Response: The entity whose owners as a group received a majority of the voting rights was SubSea. Per the analysis of the stock ownership of the common shares outstanding assuming full conversion of the Preferred Stock issued in connection with the transactions of SubSea and SOS. The original shareholders of Deep Down, Inc. were Ron Smith and Mary Budrunas, a married couple who originally owned 70% of Deep Down.
· | Immediately subsequent to the SubSea acquisition, but before Mediquip’s reverse merger, the Deep Down original shareholders owned 45% of the voting control of the entity, while SubSea owners held 50% of the entity. |
b) The existence of a large minority voting interest in the combined entity when no other owner or organized group of owners has a significant voting interest — all else being equal, the acquiring entity is the combining entity whose single owner or organized group of owners holds the large minority voting interest in the combined entity.
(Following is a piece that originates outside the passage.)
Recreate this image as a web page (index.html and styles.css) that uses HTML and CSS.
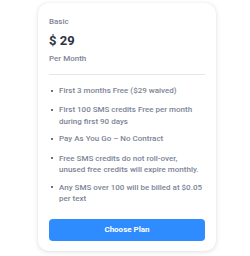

Response: This paragraph is not applicable as SubSea is viewed as having majority voting rights.
c) The composition of the governing body of the combined entity — all else being equal, the acquiring entity is the combining entity whose owners or governing body has the ability to elect or appoint a voting majority of the governing body of the combined entity.
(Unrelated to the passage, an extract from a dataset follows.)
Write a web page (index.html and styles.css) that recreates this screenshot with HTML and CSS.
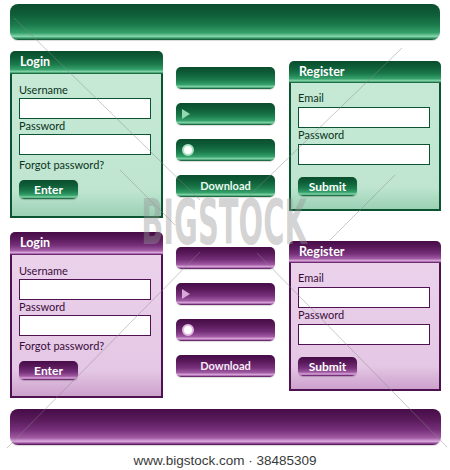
FILE: index.html
```html
<!DOCTYPE html>
<html>
<head>
<meta charset="utf-8">
<link rel="stylesheet" href="styles.css">
</head>
<body>
<div class="page">
  <div class="bar green"></div>

  <div class="row green row-a">
    <div class="panel login">
      <div class="panel-head">Login</div>
      <div class="panel-body">
        <div class="label">Username</div>
        <div class="input"></div>
        <div class="label">Password</div>
        <div class="input"></div>
        <div class="forgot">Forgot password?</div>
        <div class="btn">Enter</div>
      </div>
    </div>
    <div class="buttons">
      <div class="pill"></div>
      <div class="pill"><span class="play"></span></div>
      <div class="pill"><span class="dot"></span></div>
      <div class="pill pill-text">Download</div>
    </div>
    <div class="panel register">
      <div class="panel-head">Register</div>
      <div class="panel-body">
        <div class="label">Email</div>
        <div class="input"></div>
        <div class="label">Password</div>
        <div class="input"></div>
        <div class="btn btn-submit">Submit</div>
      </div>
    </div>
  </div>

  <div class="row purple row-b">
    <div class="panel login">
      <div class="panel-head">Login</div>
      <div class="panel-body">
        <div class="label">Username</div>
        <div class="input"></div>
        <div class="label">Password</div>
        <div class="input"></div>
        <div class="forgot">Forgot password?</div>
        <div class="btn">Enter</div>
      </div>
    </div>
    <div class="buttons">
      <div class="pill"></div>
      <div class="pill"><span class="play"></span></div>
      <div class="pill"><span class="dot"></span></div>
      <div class="pill pill-text">Download</div>
    </div>
    <div class="panel register">
      <div class="panel-head">Register</div>
      <div class="panel-body">
        <div class="label">Email</div>
        <div class="input"></div>
        <div class="label">Password</div>
        <div class="input"></div>
        <div class="btn btn-submit">Submit</div>
      </div>
    </div>
  </div>

  <div class="bar purple bar-bottom"></div>

  <div class="footer">www.bigstock.com · 38485309</div>

  <div class="wm"><span class="wm-text">BIGSTOCK</span></div>
  <svg class="wm-lines" width="450" height="470" viewBox="0 0 450 470">
    <g stroke="#8a8a8a" stroke-width="1" opacity="0.45" fill="none">
      <line x1="14" y1="18" x2="200" y2="200"/>
      <line x1="402" y1="48" x2="250" y2="195"/>
      <line x1="200" y1="252" x2="7" y2="448"/>
      <line x1="257" y1="253" x2="447" y2="447"/>
      <line x1="120" y1="170" x2="175" y2="225"/>
      <line x1="330" y1="240" x2="395" y2="175"/>
    </g>
  </svg>
</div>
</body>
</html>
```

FILE: styles.css
```css
html, body {
  margin: 0;
  padding: 0;
  background: #ffffff;
}

.page {
  position: relative;
  width: 450px;
  height: 470px;
  padding-top: 4px;
  box-sizing: border-box;
  font-family: Lato, "Open Sans", "DejaVu Sans", sans-serif;
  overflow: hidden;
}

.green {
  --dark: #0c5331;
  --grad: linear-gradient(to bottom, #0a4d2d 0%, #0f5f39 30%, #1b7a4b 58%, #34a06a 80%, #86d6ab 90%, #2c8a5a 96%, #0b4a2b 100%);
  --body: linear-gradient(to bottom, #c5e9d5 0%, #bfe5d0 82%, #9bd1b5 100%);
  --text: #0b3320;
  --icon: #93d9b0;
  --ring: #a8e3c2;
  --btntext: #eaf8f0;
}

.purple {
  --dark: #4f1250;
  --grad: linear-gradient(to bottom, #460c47 0%, #5a1a5b 30%, #76307a 58%, #a05aa2 80%, #dcaadd 90%, #8b4290 96%, #470d48 100%);
  --body: linear-gradient(to bottom, #ebd2eb 0%, #e4c7e4 82%, #cda1cd 100%);
  --text: #3a0c3b;
  --icon: #d9a6d9;
  --ring: #e3b8e3;
  --btntext: #f7eaf7;
}

.bar {
  margin: 0 10px;
  height: 36px;
  border-radius: 8px;
  background: var(--grad);
  box-shadow: 0 1px 1px rgba(0, 0, 0, 0.15);
}

.bar-bottom {
  margin: 11px 9px 0 10px;
}

.row {
  display: grid;
  grid-template-columns: 153px 99px 153px;
  column-gap: 13px;
  margin-left: 10px;
  align-items: start;
}

.row .register { margin-left: 1px; }

.row-a { margin-top: 11px; }
.row-b { margin-top: 14px; }

.panel {
  display: flex;
  flex-direction: column;
}

.login { height: 167px; }
.row-b .login { height: 166px; }
.register { height: 150px; margin-top: 10px; }
.row-b .register { margin-top: 9px; }

.panel-head {
  height: 23px;
  line-height: 22px;
  padding-left: 10px;
  background: var(--grad);
  border-radius: 5px 5px 0 0;
  color: #ffffff;
  font-weight: 700;
  font-size: 12.5px;
}

.register .panel-head { height: 22px; }

.panel-body {
  flex: 1;
  background: var(--body);
  border: 2px solid var(--dark);
  border-top: 0;
  padding: 9px 10px 0 7px;
  display: flex;
  flex-direction: column;
  align-items: flex-start;
}

.register .panel-body { padding-top: 8px; }

.label {
  font-size: 11px;
  line-height: 14px;
  height: 14px;
  color: var(--text);
}

.input {
  width: 132px;
  height: 21px;
  box-sizing: border-box;
  background: #ffffff;
  border: 1.5px solid var(--dark);
  margin-top: 1px;
}

.register .input { margin-top: 2px; }

.forgot {
  font-size: 11px;
  line-height: 14px;
  margin-top: 3px;
  color: var(--text);
}

.btn {
  width: 59px;
  height: 19px;
  margin-top: 8px;
  border-radius: 5px;
  background: var(--grad);
  color: #ffffff;
  font-weight: 700;
  font-size: 12px;
  line-height: 19px;
  text-align: center;
  box-shadow: 0 1px 1px rgba(0, 0, 0, 0.2);
}

.btn-submit { margin-top: 12px; }

.buttons {
  display: flex;
  flex-direction: column;
  gap: 14px;
  padding-top: 16px;
}

.row-b .buttons { padding-top: 15px; }

.pill {
  position: relative;
  height: 22px;
  border-radius: 5px;
  background: var(--grad);
  box-shadow: 0 1px 1px rgba(0, 0, 0, 0.15);
}

.pill-text {
  color: var(--btntext);
  font-size: 11px;
  font-weight: 700;
  line-height: 21px;
  text-align: center;
}

.play {
  position: absolute;
  left: 6px;
  top: 6px;
  width: 0;
  height: 0;
  border-top: 5px solid transparent;
  border-bottom: 5px solid transparent;
  border-left: 8px solid var(--icon);
}

.dot {
  position: absolute;
  left: 6px;
  top: 5px;
  width: 8px;
  height: 8px;
  border-radius: 50%;
  background: #ffffff;
  border: 2px solid var(--ring);
}

.footer {
  margin-top: 8px;
  text-align: center;
  font-family: "Liberation Sans", Arial, sans-serif;
  font-size: 13.5px;
  color: #3a3a3a;
  line-height: 16px;
}

.wm {
  position: absolute;
  left: 140px;
  top: 199px;
  width: 168px;
  height: 48px;
  display: flex;
  justify-content: center;
  align-items: center;
  pointer-events: none;
}

.wm-text {
  display: inline-block;
  font-family: "DejaVu Sans", sans-serif;
  font-weight: 700;
  font-size: 63px;
  line-height: 46px;
  color: rgba(150, 150, 150, 0.42);
  transform: scaleX(0.46);
  white-space: nowrap;
}

.wm-lines {
  position: absolute;
  left: 0;
  top: 0;
  pointer-events: none;
}
```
Response: Three of the four board members, including Chairman of the Board are SubSea original owners:
• Robert Chamberlain is Chairman of the Board (original Subsea);
• John Siedhoff - Director (not formerly a director of Deep Down pre-acquisition.) (original Subsea);
• Bo Ritz – Director (original SubSea) *
• Ron Smith – Director
*subsequently resigned from the Board in March, 2007, still leaving 2 of 3 original SubSea members
d) The composition of the senior management of the combined entity — all else being equal, the acquiring entity is the combining entity whose senior management dominates that of the combined entity. Senior management generally consists of the chairman of the board, chief executive officer, chief operating officer, chief financial officer, and those divisional heads reporting directly to them, or the executive committee if one exists.
Response: Of the three senior management positions in the combined entity, two were SubSea owners:
Chairman of the Board – Robert Chamberlain (SubSea)
CFO – John Siedhoff (SubSea)
CEO – Ron Smith (continuing from Deep Down)
e) The terms of the exchange of equity securities — all else being equal, the acquiring entity is the combining entity that pays a premium over the market value of the equity securities of the other combining entity or entities.9
9 This criterion shall apply only if the equity securities exchanged in a business combination are traded in a public market on either (a) a stock exchange (domestic for foreign) or (b) in an over-the-counter market (including securities quoted only locally or regionally).
Response: This criterion is not applicable as Deep Down was not publicly traded.
18. Some business combinations involve more than two entities. In identifying the acquiring entity in those cases, consideration also shall be given to which combining entity initiated the combination and whether the assets, revenues, and earnings of one of the combining entities significantly exceed those of the others.
Response: This criterion is not applicable as there was only one entity involved in each transaction and all the transactions were evaluated separately.
Conclusion – under the provisions of paragraphs 15 to 19 of SFAS 141, specifically paragraph 17, items a, c and d, SubSea is the accounting acquirer.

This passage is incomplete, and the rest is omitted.